Clemens, Brad Lidge, Pedro Martinez. You name ’em, Hill’s faced ’em.
But Hill’s trip to the majors didn’t happen like most ballplayers. First, he had to play through a 132-game stint in Newark. That’s because the second-round draft pick by the Chicago White Sox in 1999 chose independent baseball over going pro.
“After I didn’t come to terms with the White Sox, it was either go back to college or go the independent route. I choose the independent route because it worked for J.D. Drew.”
Hill may be the second player ever to get drafted, play independent ball and then sign with a team. (Drew and Hill shared agent Scott Boras, who also represents Stephen Drew and Jered Weaver, two former Atlantic Leaguers who choose the same path as Hill in 2005).
The Atlantic League presented Hill with the opportunity to play at the highest independent level in the country. With no reservations, he signed with the Newark Bears, a team that bolstered a lineup including Ozzie Canseco.

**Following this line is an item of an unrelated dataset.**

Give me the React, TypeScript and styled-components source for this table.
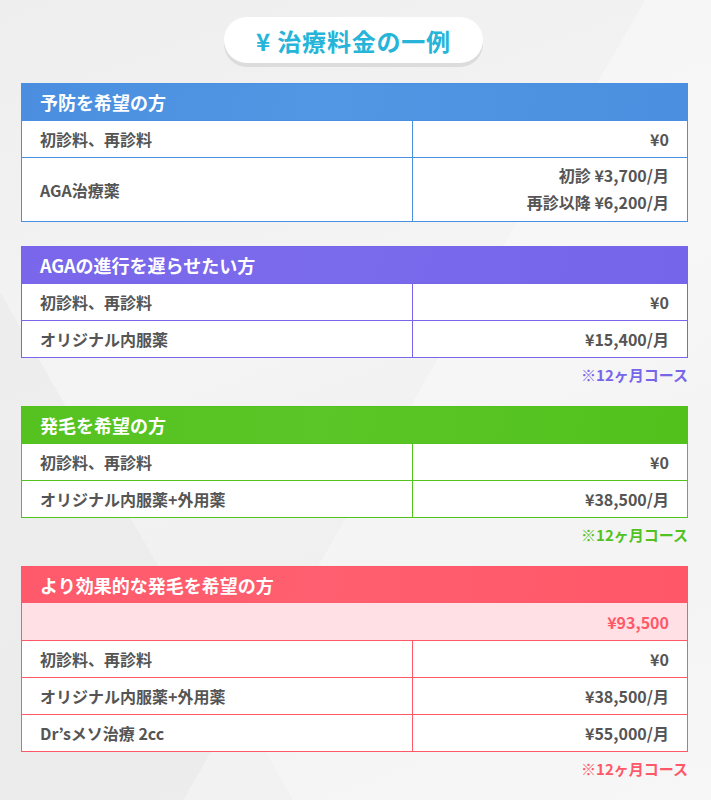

“Getting to play with Ozzie and other guys I followed growing up, and being only 21, it was a great experience,” Hill said.
For the Bears, Hill proved to be worth the contract he was asking for from the White Sox. The former University of Miami star hit .326 with 14 home runs, 82 RBI, 82 stolen bases and had a .422 on-base percentage. It was a performance that’s etched into the Bears record books to this day.
The Chicago Cubs took notice of Hill’s tremdous potential and selected him in the second round of the June 2000 draft, three rounds sooner than the California Angels did four years earlier.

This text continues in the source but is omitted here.